Dive Brief:
- The Securities and Exchange Commission fined Monolith Resources $225,000 for requiring departing employees to sign separation agreements that waived their right to receive financial awards after filing successful whistleblower claims.
- Monolith, a privately held energy and technology company based in Lincoln, Nebraska, impeded the SEC’s whistleblower program from February 2020 until March 2023 by removing incentives for employees to contact the agency about possible securities law violations, the SEC said.
- “Both private and public companies must understand that they cannot take actions or use separation agreements that in any way disincentivize employees from communicating with SEC staff” about possible violations of securities law, Jason Burt, director of the SEC’s regional office in Denver, said in a statement. Monolith neither admitted nor denied the SEC’s findings, the agency said.
Dive Insight:
The SEC during fiscal year 2022 granted $229 million in 103 whistleblower awards, the second highest total for both categories, and received more than 12,300 tips of alleged wrongdoing — a record.

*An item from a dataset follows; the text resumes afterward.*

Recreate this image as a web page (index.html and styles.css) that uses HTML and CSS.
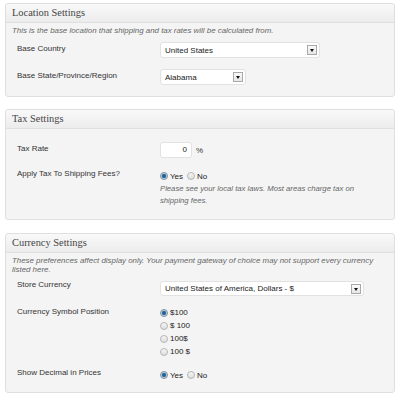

The agency has granted more than $1 billion in payouts since the start of the whistleblower program in 2011. It paid a record $279 million award in May for information that led to the disgorgement by “bad actors” of more than $4 billion in ill-gotten gains and interest, the SEC said.
Tipsters may be eligible for an award when they provide original, timely, and credible information that leads to a successful enforcement action, the SEC said. Awards can range from 10% to 30% percent of the money collected when sanctions exceed $1 million.
The most common whistleblower complaint categories during fiscal year 2022 included manipulation at 21%; offering fraud, 17%; initial coin offerings and cryptocurrencies, 14%; and corporate disclosures and financials, 13%, the SEC said.
The agency during the period took actions in two instances involving efforts to impede a whistleblower from reporting securities-related misconduct.
From February 2020 until March 2023, 22 departing Monolith employees signed separation agreements that said, in the event of a government investigation, they did not have “the right to recover money damages or other individual legal or equitable relief awarded,” according to an SEC order.
The SEC said it is unaware of any instance in which the provision inhibited a former Monolith employee from reaching out to the agency, or of any effort by Monolith to enforce the provision.
Monolith revised its separation agreement in April 2023 after being contacted by SEC staff, the agency said. The company did not respond to a request for comment.